I close my eyes when I think back to how Matthew was. How could he have been so deceptive? Erin’s right, my parents can never know about this. He’s always been the son they were proud of. We need to let that memory live on for them. They’ve lost so much already.

“It must have been a relief.” I take her hand in mine, bringing it to my lips so I can kiss her fingers and let her know that it’s okay for her to be honest about her feelings. “You know, if I’d have known, I’d have killed him myself.” I can tell from her scars that she’s taken plenty of beatings, and knowing that Matthew knew about her past and how vulnerable she is makes it even easier for me to hate him.

“He was your brother; it’s okay for you to love him. I’d never expect you to–”

“Love him?Erin, I wanna raise him from the dead so I can kill him all over again. What he did to you was unthinkable.” I feel the blood heating in my veins just thinking about it.

“Then let's not think about it, let's move on. We can move from here,” she suggests.
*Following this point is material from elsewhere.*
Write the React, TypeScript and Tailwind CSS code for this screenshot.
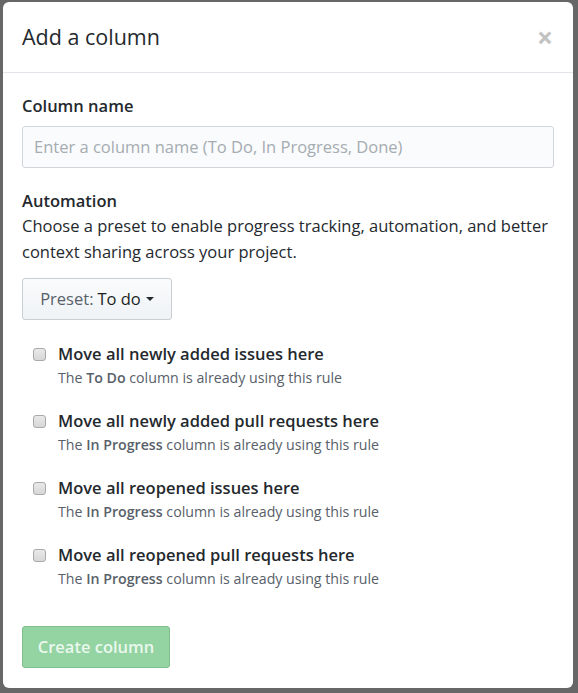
const rules = [
  { title: "Move all newly added issues here", column: "To Do" },
  { title: "Move all newly added pull requests here", column: "In Progress" },
  { title: "Move all reopened issues here", column: "In Progress" },
  { title: "Move all reopened pull requests here", column: "In Progress" },
];

export default function App() {
  return (
    <div
      className="w-[578px] h-[693px] bg-[#676767] pt-[2px] pl-[3px] overflow-hidden"
      style={{ fontFamily: '"Open Sans", "Noto Sans", sans-serif' }}
    >
      <div className="w-[570px] h-[686px] bg-white rounded-[6px] flex flex-col text-[#24292e]">
        {/* Header */}
        <div className="h-[71px] border-b border-[#e1e4e8] flex items-center justify-between pl-[19px] pr-[20px]">
          <h3 className="text-[21.5px] leading-none">Add a column</h3>
          <span className="text-[28px] leading-none font-bold text-[#c2c2c2]">×</span>
        </div>

        {/* Body */}
        <div className="px-[19px] pt-[21px] flex flex-col">
          <label className="text-[16.5px] leading-[24px] font-semibold">Column name</label>
          <div className="mt-[8px] w-[532px] h-[42px] bg-[#fafbfc] border border-[#d1d5da] rounded-[3px] flex items-center px-[11px] text-[16.5px] text-[#a5acb2]">
            Enter a column name (To Do, In Progress, Done)
          </div>

          <div className="mt-[21px] text-[16.5px] leading-[24px] font-semibold">Automation</div>
          <p className="text-[16.5px] leading-[26px]">
            Choose a preset to enable progress tracking, automation, and better context sharing
            across your project.
          </p>

          <button className="mt-[13px] w-[150px] h-[42px] rounded-[3px] border border-[#c9ced3] bg-gradient-to-b from-[#fafbfc] to-[#eff3f6] flex items-center justify-center gap-[4px] text-[16.5px]">
            <span className="text-[#586069]">Preset:</span>
            <span className="font-medium text-[#1b1f23]">To do</span>
            <span className="ml-[1px] w-0 h-0 border-l-[4px] border-r-[4px] border-t-[4px] border-l-transparent border-r-transparent border-t-[#24292e]" />
          </button>

          {/* Automation rules */}
          <div className="mt-[22px] flex flex-col gap-[21px]">
            {rules.map((r) => (
              <div key={r.title} className="flex">
                <div className="w-[36px] pl-[11px] pt-[6px]">
                  <div className="w-[13px] h-[13px] rounded-[3px] border border-[#a9a9a9] bg-gradient-to-b from-[#e9e9e9] to-[#d7d7d7]" />
                </div>
                <div className="flex flex-col">
                  <div className="text-[16.5px] leading-[24px] font-semibold">{r.title}</div>
                  <div className="mt-[2px] text-[14.2px] leading-[20px] text-[#586069]">
                    The <span className="font-semibold">{r.column}</span> column is already using this rule
                  </div>
                </div>
              </div>
            ))}
          </div>

          <button className="mt-[37px] w-[148px] h-[42px] rounded-[3px] border border-[#7fbf8e] bg-[#94d3a2] text-[16.5px] font-semibold text-[#eaf8ee]">
            Create column
          </button>
        </div>
      </div>
    </div>
  );
}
“And leave my parents? Leave Liza? You know how badly she’s gonna need you over the next couple of months, and I may not be Matthew, but I’m all my folks have got,” I remind her, and the nod she makes tells me she’s in full agreement. “We’re staying here. I’m gonna give my folks a son they can be proud of,and I’m gonna show you how you should have been treated from the start.” She gasps when I sweep her off her feet.

“Where are you taking me?” She giggles as I head for the bathroom.

“To love ya.” I study her face as she smiles back at me.

“In the bathroom?” She laughs some more, and after hearing all she’s been through, I’m in awe of how she still finds the energy.

“In the shower, to be exact. I’m all dusty and dirty, but I don’t think I can wait to get ya outta those clothes.” I look down at her and smirk.

“Sounds good to me.” She kisses me as I kick the door shut behind her and stick to my word.